Above all, Cesarani's book provides another tool to ensure that the memory of the Holocaust does not get lost in the pages of history, especially as the population of survivors dwindles by the day. Hitler's atrocities are especially pertinent today in light of growing anti-Semitism across Europe. A record number of Jews emigrated from Western Europe in 2015, most notably from France, where about 8,000 left for Israel. At the same time, attacks against Jews increased threefold in Germany since 2014. Some of this uptick has been triggered by the massive inflow of Muslim migrants from the Middle East and North Africa.

After all, the European continent has a 2,000-year history of deeply entrenched anti-Semitism.

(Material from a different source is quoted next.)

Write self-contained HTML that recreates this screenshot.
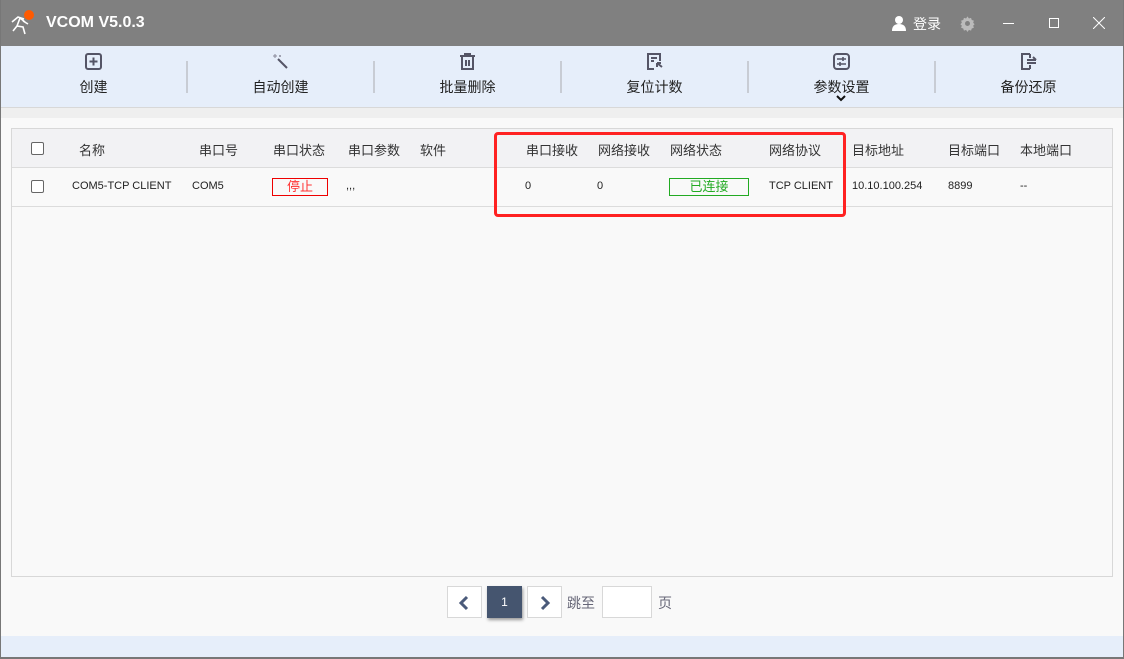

The last 70 years of relative peace and harmony for Jews in Europe have formed a historical aberration, one triggered by guilt for the Holocaust, which went so beyond the pale that it shocked even some avowed anti-Semites.

The unfathomable evil of the Holocaust occurred not that long ago, and human nature is flawed and effectively constant. There is no law of nature to prevent something similar from happening again. Indeed, the reality of genocide persists across the world today in places like Syria and South Sudan. Histories of the Holocaust should be appreciated in themselves—but should also serve as a warning of the terrors of which man is capable.